**Dataset content**:
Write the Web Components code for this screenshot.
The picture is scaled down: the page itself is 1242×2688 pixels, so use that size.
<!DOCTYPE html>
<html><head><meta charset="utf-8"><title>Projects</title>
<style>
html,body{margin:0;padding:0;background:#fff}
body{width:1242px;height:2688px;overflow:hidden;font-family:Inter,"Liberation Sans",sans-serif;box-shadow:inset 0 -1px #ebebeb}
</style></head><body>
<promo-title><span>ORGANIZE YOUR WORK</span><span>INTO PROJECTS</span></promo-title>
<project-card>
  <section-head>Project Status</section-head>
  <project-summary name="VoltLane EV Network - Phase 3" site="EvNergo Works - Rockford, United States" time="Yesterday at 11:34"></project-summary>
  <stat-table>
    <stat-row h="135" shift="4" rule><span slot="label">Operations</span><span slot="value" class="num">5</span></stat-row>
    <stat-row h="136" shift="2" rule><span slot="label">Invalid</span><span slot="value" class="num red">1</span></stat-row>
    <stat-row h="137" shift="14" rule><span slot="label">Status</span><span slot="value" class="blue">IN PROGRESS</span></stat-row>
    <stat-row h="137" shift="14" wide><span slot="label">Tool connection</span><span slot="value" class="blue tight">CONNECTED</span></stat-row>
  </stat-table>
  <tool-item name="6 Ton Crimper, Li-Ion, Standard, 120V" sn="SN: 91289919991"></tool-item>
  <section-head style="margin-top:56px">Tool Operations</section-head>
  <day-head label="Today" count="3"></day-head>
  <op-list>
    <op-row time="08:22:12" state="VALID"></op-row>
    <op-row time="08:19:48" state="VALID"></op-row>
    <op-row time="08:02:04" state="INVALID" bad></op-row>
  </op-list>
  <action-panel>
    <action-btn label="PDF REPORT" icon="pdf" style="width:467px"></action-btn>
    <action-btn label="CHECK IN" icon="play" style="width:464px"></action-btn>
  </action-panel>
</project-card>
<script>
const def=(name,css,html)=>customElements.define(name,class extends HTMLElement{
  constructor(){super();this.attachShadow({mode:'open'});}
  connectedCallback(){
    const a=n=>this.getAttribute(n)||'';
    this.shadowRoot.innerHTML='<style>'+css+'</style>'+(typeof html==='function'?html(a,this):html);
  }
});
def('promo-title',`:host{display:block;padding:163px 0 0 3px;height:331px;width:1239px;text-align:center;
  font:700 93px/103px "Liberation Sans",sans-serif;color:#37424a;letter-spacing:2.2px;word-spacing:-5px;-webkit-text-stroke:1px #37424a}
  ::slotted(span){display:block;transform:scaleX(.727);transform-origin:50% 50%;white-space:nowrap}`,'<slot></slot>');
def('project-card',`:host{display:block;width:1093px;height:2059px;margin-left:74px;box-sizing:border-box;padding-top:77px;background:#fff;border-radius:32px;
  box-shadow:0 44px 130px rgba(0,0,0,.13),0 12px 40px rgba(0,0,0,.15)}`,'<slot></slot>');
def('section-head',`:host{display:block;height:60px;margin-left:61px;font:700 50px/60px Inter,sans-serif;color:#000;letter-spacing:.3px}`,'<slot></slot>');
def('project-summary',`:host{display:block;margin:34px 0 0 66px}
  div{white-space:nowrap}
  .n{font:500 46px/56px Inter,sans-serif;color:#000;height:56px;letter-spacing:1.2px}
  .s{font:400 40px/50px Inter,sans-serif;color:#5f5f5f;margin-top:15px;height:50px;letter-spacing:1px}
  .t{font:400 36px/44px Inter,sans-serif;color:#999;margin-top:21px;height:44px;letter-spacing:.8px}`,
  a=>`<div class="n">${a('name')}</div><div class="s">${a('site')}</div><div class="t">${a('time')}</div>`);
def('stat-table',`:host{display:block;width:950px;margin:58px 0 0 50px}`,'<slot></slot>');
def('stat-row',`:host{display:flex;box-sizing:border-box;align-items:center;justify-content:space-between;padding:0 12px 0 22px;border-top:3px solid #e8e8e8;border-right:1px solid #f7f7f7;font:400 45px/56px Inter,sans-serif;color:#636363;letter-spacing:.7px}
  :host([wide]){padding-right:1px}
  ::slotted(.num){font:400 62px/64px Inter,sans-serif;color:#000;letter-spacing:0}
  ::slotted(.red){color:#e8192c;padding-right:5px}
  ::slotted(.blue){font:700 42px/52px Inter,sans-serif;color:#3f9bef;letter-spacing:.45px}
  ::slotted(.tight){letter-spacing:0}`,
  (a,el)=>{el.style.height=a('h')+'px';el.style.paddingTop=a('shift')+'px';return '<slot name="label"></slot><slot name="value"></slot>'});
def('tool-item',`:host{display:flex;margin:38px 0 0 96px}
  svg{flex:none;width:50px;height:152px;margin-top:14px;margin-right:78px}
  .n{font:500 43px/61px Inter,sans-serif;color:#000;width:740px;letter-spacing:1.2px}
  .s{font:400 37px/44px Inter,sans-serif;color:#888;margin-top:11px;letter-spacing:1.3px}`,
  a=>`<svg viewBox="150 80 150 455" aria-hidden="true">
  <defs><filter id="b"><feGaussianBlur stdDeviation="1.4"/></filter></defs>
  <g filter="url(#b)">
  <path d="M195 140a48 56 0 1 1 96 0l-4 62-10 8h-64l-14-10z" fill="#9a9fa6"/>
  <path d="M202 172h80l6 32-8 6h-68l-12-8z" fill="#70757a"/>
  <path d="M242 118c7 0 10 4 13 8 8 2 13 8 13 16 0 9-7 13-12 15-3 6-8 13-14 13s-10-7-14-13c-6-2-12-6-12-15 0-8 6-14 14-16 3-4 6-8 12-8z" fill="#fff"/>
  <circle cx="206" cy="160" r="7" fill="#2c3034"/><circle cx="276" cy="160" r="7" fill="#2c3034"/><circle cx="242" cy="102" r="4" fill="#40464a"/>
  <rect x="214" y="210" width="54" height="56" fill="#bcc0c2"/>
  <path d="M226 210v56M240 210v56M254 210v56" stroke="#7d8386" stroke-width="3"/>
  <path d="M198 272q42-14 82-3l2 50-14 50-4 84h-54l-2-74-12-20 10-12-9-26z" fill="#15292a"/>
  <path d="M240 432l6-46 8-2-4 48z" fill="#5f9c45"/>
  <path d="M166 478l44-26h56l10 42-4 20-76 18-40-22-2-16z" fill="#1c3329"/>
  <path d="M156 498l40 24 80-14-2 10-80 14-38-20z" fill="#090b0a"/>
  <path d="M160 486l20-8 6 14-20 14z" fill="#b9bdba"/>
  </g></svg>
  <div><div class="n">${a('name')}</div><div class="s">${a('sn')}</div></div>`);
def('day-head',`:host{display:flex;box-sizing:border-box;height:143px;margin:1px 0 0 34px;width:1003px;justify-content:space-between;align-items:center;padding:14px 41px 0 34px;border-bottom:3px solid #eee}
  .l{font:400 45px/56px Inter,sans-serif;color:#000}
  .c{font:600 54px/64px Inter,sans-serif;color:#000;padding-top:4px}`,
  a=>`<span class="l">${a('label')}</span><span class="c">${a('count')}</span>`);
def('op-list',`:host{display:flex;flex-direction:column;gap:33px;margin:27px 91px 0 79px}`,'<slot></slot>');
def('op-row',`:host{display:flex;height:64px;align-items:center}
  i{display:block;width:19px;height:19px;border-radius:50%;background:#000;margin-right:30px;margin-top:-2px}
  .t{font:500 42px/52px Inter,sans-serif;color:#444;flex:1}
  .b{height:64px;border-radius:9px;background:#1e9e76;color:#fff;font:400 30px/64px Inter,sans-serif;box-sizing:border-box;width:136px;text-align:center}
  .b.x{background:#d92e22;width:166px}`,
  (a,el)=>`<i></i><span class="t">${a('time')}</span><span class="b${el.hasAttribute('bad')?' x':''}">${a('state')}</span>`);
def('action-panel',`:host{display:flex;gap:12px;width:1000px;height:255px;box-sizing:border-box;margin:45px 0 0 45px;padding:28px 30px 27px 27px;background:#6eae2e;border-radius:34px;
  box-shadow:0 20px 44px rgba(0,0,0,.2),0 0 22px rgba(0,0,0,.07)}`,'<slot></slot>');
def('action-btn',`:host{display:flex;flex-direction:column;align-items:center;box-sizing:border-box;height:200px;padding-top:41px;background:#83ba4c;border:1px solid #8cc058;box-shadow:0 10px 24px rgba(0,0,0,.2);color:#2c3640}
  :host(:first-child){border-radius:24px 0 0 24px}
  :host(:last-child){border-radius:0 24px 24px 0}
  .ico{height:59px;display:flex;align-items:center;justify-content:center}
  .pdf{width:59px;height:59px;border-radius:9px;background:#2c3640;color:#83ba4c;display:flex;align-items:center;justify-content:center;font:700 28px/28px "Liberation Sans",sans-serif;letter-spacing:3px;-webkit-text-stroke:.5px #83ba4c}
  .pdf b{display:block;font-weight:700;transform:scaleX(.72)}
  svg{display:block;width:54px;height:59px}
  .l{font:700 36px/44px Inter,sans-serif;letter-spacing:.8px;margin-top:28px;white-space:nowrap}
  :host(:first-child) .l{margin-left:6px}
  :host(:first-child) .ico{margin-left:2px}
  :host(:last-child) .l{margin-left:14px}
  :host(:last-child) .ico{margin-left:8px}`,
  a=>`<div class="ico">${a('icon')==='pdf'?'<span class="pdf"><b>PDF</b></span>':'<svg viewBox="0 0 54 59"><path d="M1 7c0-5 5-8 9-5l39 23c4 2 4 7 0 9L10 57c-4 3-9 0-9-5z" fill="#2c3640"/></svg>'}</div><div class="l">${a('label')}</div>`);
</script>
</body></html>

**Aim**: Reproduce every line of the listing above in which the string "this" appears.

**Solution to the exercise**:
Write the Web Components code for this screenshot.
  constructor(){super();this.attachShadow({mode:'open'});}
    const a=n=>this.getAttribute(n)||'';
    this.shadowRoot.innerHTML='<style>'+css+'</style>'+(typeof html==='function'?html(a,this):html);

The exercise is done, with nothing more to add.